Network of selectively compliant actuators based on shape memory alloys and polymers for a reconfigurable sandwich panel

Abstract

Shape memory alloys (SMA) allow for the realization of smart actuators capable of achieving large stresses and large strains but highly demanding in terms of power input. This work presents a solution integrating shape memory polymers (SMP) in a novel type of selectively compliant actuator to reduce the power input of SMAs. The thermally induced variation in stiffness of the SMP is used to achieve large deformations by temporarily increasing the compliance of the actuator and to lock the actuator in a deformed state by restoring the initial stiffness. The behavior of the actuator is simulated taking into account the viscoelastic behavior of the SMP and validated through a comparison with experimental results.
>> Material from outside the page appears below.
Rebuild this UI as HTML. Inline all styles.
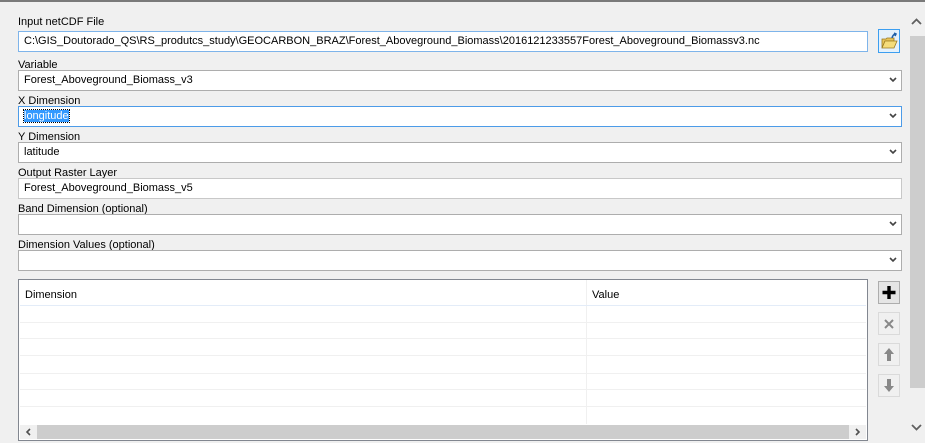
<!DOCTYPE html><html><head><style>
body{margin:0;width:925px;height:443px;background:#f0f0f0;position:relative;overflow:hidden;font-family:"Liberation Sans",sans-serif;font-size:11px;color:#000}
div{position:absolute;box-sizing:border-box}
.lbl{left:18px}
.box{left:18px;background:#fff;border:1px solid #adadad;height:21px;padding:3px 0 0 5px;white-space:nowrap;overflow:hidden}
.cb{width:884px}
.arr{position:absolute;right:4px;top:6px;width:8px;height:6px}
.row{left:1px;right:1px;height:1px;background:#f0f0f0}
.btn{left:878px;width:22px;height:23px;border:1px solid #dadada;background:#f0f0f0}
</style></head><body>
<div style="left:0;top:0;width:925px;height:2px;background:#7a7a7a"></div>
<div class="lbl" style="top:16px">Input netCDF File</div>
<div class="box" style="top:31px;width:850px;border-color:#7eb4ea">C:\GIS_Doutorado_QS\RS_produtcs_study\GEOCARBON_BRAZ\Forest_Aboveground_Biomass\2016121233557Forest_Aboveground_Biomassv3.nc</div>
<div style="left:878px;top:29px;width:22px;height:24px;border:1px solid #3c9ef0;background:#e5f1fb">
<svg width="20" height="22" style="position:absolute;left:0;top:0"><path d="M3 9h4l1-1h7v3H6l-3 7z" fill="#e8c55a" stroke="#9a7a20" stroke-width=".8"/><path d="M3 18l3-7h12l-3 7z" fill="#f5dc7a" stroke="#9a7a20" stroke-width=".8"/><path d="M13 8q1-4 4-4M15 3l2 1-1 2" fill="none" stroke="#1f5fa8" stroke-width="1.5"/></svg></div>
<div class="lbl" style="top:59px">Variable</div>
<div class="box cb" style="top:70px">Forest_Aboveground_Biomass_v3<svg class="arr" viewBox="0 0 8 6"><path d="M1 1l3 3 3-3" fill="none" stroke="#444" stroke-width="1.6"/></svg></div>
<div class="lbl" style="top:95px">X Dimension</div>
<div class="box cb" style="top:106px;border-color:#4c9be8"><span style="background:#3399ff;color:#fff;outline:1px dotted #000">longitude</span><svg class="arr" viewBox="0 0 8 6"><path d="M1 1l3 3 3-3" fill="none" stroke="#444" stroke-width="1.6"/></svg></div>
<div class="lbl" style="top:131px">Y Dimension</div>
<div class="box cb" style="top:142px">latitude<svg class="arr" viewBox="0 0 8 6"><path d="M1 1l3 3 3-3" fill="none" stroke="#444" stroke-width="1.6"/></svg></div>
<div class="lbl" style="top:167px">Output Raster Layer</div>
<div class="box cb" style="top:178px;border-color:#c8c8c8">Forest_Aboveground_Biomass_v5</div>
<div class="lbl" style="top:203px">Band Dimension (optional)</div>
<div class="box cb" style="top:214px"><svg class="arr" viewBox="0 0 8 6"><path d="M1 1l3 3 3-3" fill="none" stroke="#444" stroke-width="1.6"/></svg></div>
<div class="lbl" style="top:239px">Dimension Values (optional)</div>
<div class="box cb" style="top:250px"><svg class="arr" viewBox="0 0 8 6"><path d="M1 1l3 3 3-3" fill="none" stroke="#444" stroke-width="1.6"/></svg></div>
<div style="left:18px;top:279px;width:850px;height:162px;border:1px solid #828790;background:#fff">
<div style="left:6px;top:9px">Dimension</div>
<div style="left:573px;top:9px">Value</div>
<div style="left:567px;top:0;width:1px;height:144px;background:#f0f0f0"></div>
<div class="row" style="top:25px;background:#e3ecf8"></div>
<div class="row" style="top:42px"></div><div class="row" style="top:58px"></div><div class="row" style="top:75px"></div><div class="row" style="top:93px"></div><div class="row" style="top:109px"></div><div class="row" style="top:126px"></div>
<div style="left:1px;top:145px;width:846px;height:14px;background:#f0f0f0"><div style="left:17px;top:0;width:812px;height:14px;background:#cdcdcd"></div>
<svg width="8" height="8" style="position:absolute;left:5px;top:3px"><path d="M5 1L2 4l3 3" fill="none" stroke="#505050" stroke-width="1.6"/></svg>
<svg width="8" height="8" style="position:absolute;left:834px;top:3px"><path d="M2 1l3 3-3 3" fill="none" stroke="#505050" stroke-width="1.6"/></svg></div>
</div>
<div class="btn" style="top:281px;border-color:#adadad;background:#e5e5e5"><svg width="20" height="21"><path d="M10 4v13M3.5 10.5h13" stroke="#000" stroke-width="3.4"/></svg></div>
<div class="btn" style="top:312px"><svg width="20" height="21"><path d="M6 7l8 8M14 7l-8 8" stroke="#888" stroke-width="2"/></svg></div>
<div class="btn" style="top:343px"><svg width="20" height="21"><path d="M10 4l-5 6h3v7h4v-7h3z" fill="#888"/></svg></div>
<div class="btn" style="top:374px"><svg width="20" height="21"><path d="M10 17l-5-6h3V4h4v7h3z" fill="#888"/></svg></div>
<div style="left:908px;top:2px;width:17px;height:441px;background:#f0f0f0">
<svg width="17" height="14" style="position:absolute;top:13px;left:0"><path d="M4 9l4.5-4.5L13 9" fill="none" stroke="#606060" stroke-width="1.8"/></svg>
<div style="left:2px;top:34px;width:15px;height:352px;background:#cdcdcd"></div>
<svg width="17" height="14" style="position:absolute;top:418px;left:0"><path d="M4 5l4.5 4.5L13 5" fill="none" stroke="#606060" stroke-width="1.8"/></svg>
</div>
</body></html>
The latter show that the proposed actuator can achieve a maximum contraction of 3.0% and hold a contraction of about 1.6% multiple times without constantly powering the SMA. Finally, a reconfigurable sandwich panel is considered as possible application. A distributed actuator network is implemented in the face sheets of the panel and a digital image correlation system is used to prove the capability of the proposed structure of undergoing large deformations, holding a deformed shape without consuming energy, and recovering its initial shape. A further development of this panel might find application as support structure for morphing aerodynamic surfaces or reconfigurable antennas.